10 minutes or so had passed, and so had many vehicles, when a tricked out Ford Mustang roared past us and then came to an abrupt stop nearly 50 yds away. Next thing we know, it is driving in reverse and comes to a stop 25 yds away. Excited, Paul starts running toward the vehicle. “Looks like we have a ride”, he exclaims, “Hurry Up!”. Now, I think we are about to be “punked”, and expect the vehicle to drive off just as we reach it, so I take my time. Nope. It’s a ride for sure. Deke from Libby Montana rescued us. He was on his way home from a work road trip, and decided he would help us out. We talked about family, cars, and traveling. This guy truly had a heart of gold.

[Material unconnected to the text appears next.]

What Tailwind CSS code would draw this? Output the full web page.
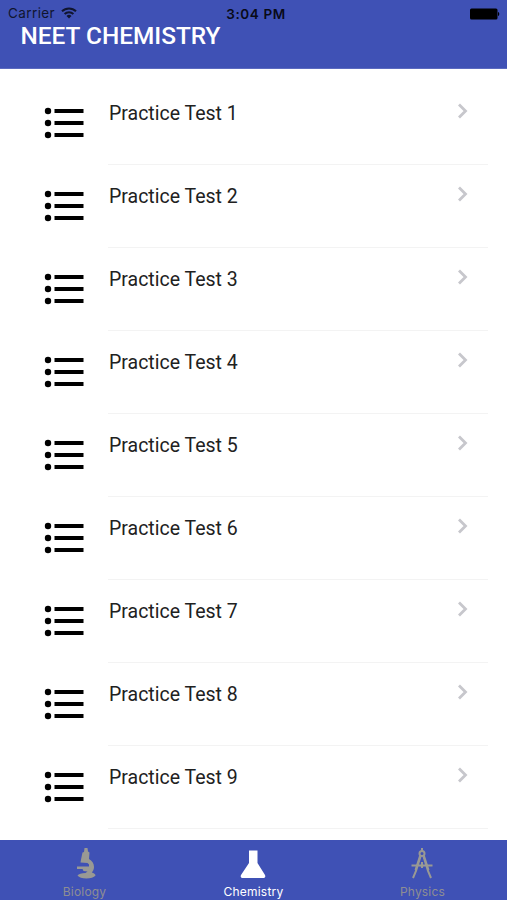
<!DOCTYPE html>
<html lang="en">
<head>
    <meta charset="UTF-8">
    <meta name="viewport" content="width=device-width, initial-scale=1.0">
    <title>NEET Chemistry</title>
    <script src="https://cdn.jsdelivr.net/npm/@tailwindcss/browser@4"></script>
</head>
<body class="bg-white">
    <div class="flex flex-col h-[900px] overflow-hidden font-['Roboto',sans-serif]">
        <header class="h-[69px] shrink-0 bg-[#3f51b5] border-b border-[#5b6abf]">
            <!-- Status bar -->
            <div class="grid grid-cols-3 items-center h-[27px] pl-2 pr-[7px] text-black font-['Inter',sans-serif]">
                <div class="flex items-center gap-1.5 text-[#10152f]">
                    <span class="mt-px text-[13.5px] leading-none tracking-[0.4px]">Carrier</span>
                    <svg class="w-4 h-3 -mt-px" viewBox="0 0 16 12" fill="none" stroke="currentColor" stroke-width="2">
                        <path d="M1 4.3a10 10 0 0 1 14 0M3.6 7a6.3 6.3 0 0 1 8.8 0"/>
                        <path d="M8 11.5 5.500 9a3.600 3.600 0 0 1 5 0z" fill="currentColor" stroke="none"/>
                    </svg>
                </div>
                <span class="pl-1 mt-0.5 text-center text-[13.5px] leading-none font-semibold tracking-[0.6px] text-[#080a18]">3:04 PM</span>
                <svg class="w-[30px] h-3 justify-self-end" viewBox="0 0 30 12">
                    <rect x="0" y="0.5" width="27.5" height="11" rx="1.5"/>
                    <path d="M28 4c1.700 .3 1.700 3.700 0 4z"/>
                </svg>
            </div>
            <h1 class="pl-[20.5px] -mt-[3px] text-[24.4px] leading-6 font-medium text-white">NEET CHEMISTRY</h1>
        </header>

        <main class="flex-1 overflow-hidden pt-[13px]">
            <ul id="testList"></ul>
        </main>

        <nav class="grid grid-cols-3 h-[60px] shrink-0 bg-[#3f51b5] font-['Inter',sans-serif] text-[12px] leading-4 tracking-[0.2px]">
            <a class="flex flex-col items-center pt-2 text-[#8e8e93]">
                <svg class="w-8 h-8" viewBox="0 0 32 32" fill="#999994">
                    <path d="M15.500 0h3l.5 3.500 1.500 1-.5 6.500c3 1.500 5 4.500 5 8 0 2-.8 4-2.200 5.500 2 .5 3.700 1.800 3.700 3-1.500 1.700-5 3-9 3-4.500 0-7.500-1.300-9-3 1-1.500 4-2.500 8-2.500l2-1.500-4-.5-1-2H8v-2.500h12v-2l-1.500-1.500-7-.5.5-3 1.500-7 1.500-.5z"/>
                </svg>
                <span class="mt-1">Biology</span>
            </a>
            <a class="flex flex-col items-center pt-2 text-white">
                <svg class="w-8 h-8 -ml-px" viewBox="0 0 32 32" fill="currentColor">
                    <path d="M12 2.500h8.500V15L28 27c.8 1.700 0 3-1.800 3H5.800C4 30 3.200 28.700 4 27l8-12z"/>
                </svg>
                <span class="mt-1">Chemistry</span>
            </a>
            <a class="flex flex-col items-center pt-2 text-[#8e8e93]">
                <svg class="w-8 h-8 -ml-px" viewBox="0 0 32 32" fill="none" stroke="#999994" stroke-width="2">
                    <path d="M16 0v3M14.500 8.500 10 23l-3 7M17.500 8.500 22 23l3 7M5.500 17.500h21M16 14v6"/>
                    <circle cx="16" cy="5.500" r="2.500"/>
                    <path d="m14 8-4.500 14M18 8l4.500 14"/>
                    <circle cx="16" cy="17.500" r="1.500" fill="#999994" stroke="none"/>
                </svg>
                <span class="mt-1">Physics</span>
            </a>
        </nav>
    </div>

    <script>
        const testList = document.getElementById('testList');
        const tests = Array.from({ length: 9 }, (_, i) => `Practice Test ${i + 1}`);

        testList.innerHTML = tests.map(name => `
            <li class="flex h-[83px] pl-11 pr-[19px]">
                <svg class="w-10 h-8 mt-[25px] mr-[24px] shrink-0" viewBox="0 0 40 32">
                    <circle cx="4" cy="4" r="3.200"/>
                    <circle cx="4" cy="16" r="3.200"/>
                    <circle cx="4" cy="28" r="3.200"/>
                    <path d="M10.500 4h29M10.500 16h29M10.500 28h29" stroke="black" stroke-width="4"/>
                </svg>
                <div class="flex flex-1 justify-between pl-px pr-5 border-b border-[#f3f3f3]">
                    <span class="mt-5 text-[19.5px] leading-6 text-[#212121]">${name}</span>
                    <svg class="w-[11px] h-4 mt-[21px]" viewBox="0 0 11 16" fill="none" stroke="#c7c7cc" stroke-width="2.800">
                        <path d="m2 1.500 6.500 6.500L2 14.500"/>
                    </svg>
                </div>
            </li>
        `).join('');
    </script>
</body>
</html>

We arrived at the Mountain View Motel and checked in. No sooner did we check in, but the skies opened up and it began to rain in sheets, immediately flooding the blacktop outside. Forever grateful for the timely ride, we unpack and prepare to run over to Jan’s across the street for some fresh food. It is then that we realize that we had left our trekking poles in Deke’s car. Luckily he had given us his cell phone number, to call him, if we needed a ride when we got to the Canadian border or Glacier National Park. Turns out we left more than trekking poles in his car. Even though he was quite a ways up the road, he turned around and delivered not only our trekking poles, but a Z-pad, our Tyvek ground cloth, and water bottle or two. Once again we were overwhelmed by Providence and the kindness of “strangers”.
The rain relented just in time for us to head over to Jan’s for a plate of perfectly cooked pork chops. Turns out, Jan’s also has cabins for rent, which would have been good to know in the event the Mountain View Motel had been full. And before we hit the hay for the evening, the once angry sky erupted into a rainbow of colors.